We know that $<a,b>. <c,d> =|<a,b>||<c,d>cos \theta $. And we are given $<a,b>=<f_x, f_y>$ and $<c,d>= <1,2>$ , in the formula:

$$||Df_u ||=|<f_x,f_y>,<1,2>= |<f_x,f_y>||<1,2>| cos \theta $$

Remember we have $ |cos \theta \leq 1 | $. We also have that $<f_x, f_y>$ are known , once we know $f$. So the only thing that can affect the value of the formula above is the value of $|cos \theta |$. What value of $\theta$ maximizes the expression?

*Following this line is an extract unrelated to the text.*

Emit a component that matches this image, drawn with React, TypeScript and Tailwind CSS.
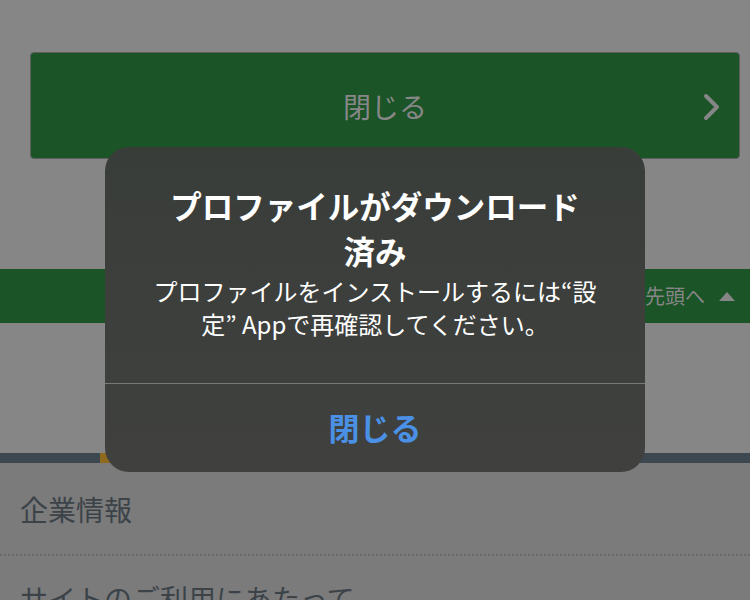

Since $|cos\theta|<1$, the value of the expression is maximized, as you said, when $\theta=0 $, so that $\cos \theta =1$. Then the expression $||Df_u||$, given by $$||Df_u (1,2)||=|<f_x, f_y>(1,2)<u_1, u_2>cos \theta $$ is maximized by : $$<f_x,f_y>(1,2) $$ , which is the gradient, and $<f_x, f_y>(1,2)$ is evaluation of $<f_x, f_y>$ at the point $(1,2)$.

Notice that the smallest value of $||Df_u||=|<f_x, f_y>||u_1, u_2| cos \theta$ would be zero, and it would happen at $\theta =\pi/2$.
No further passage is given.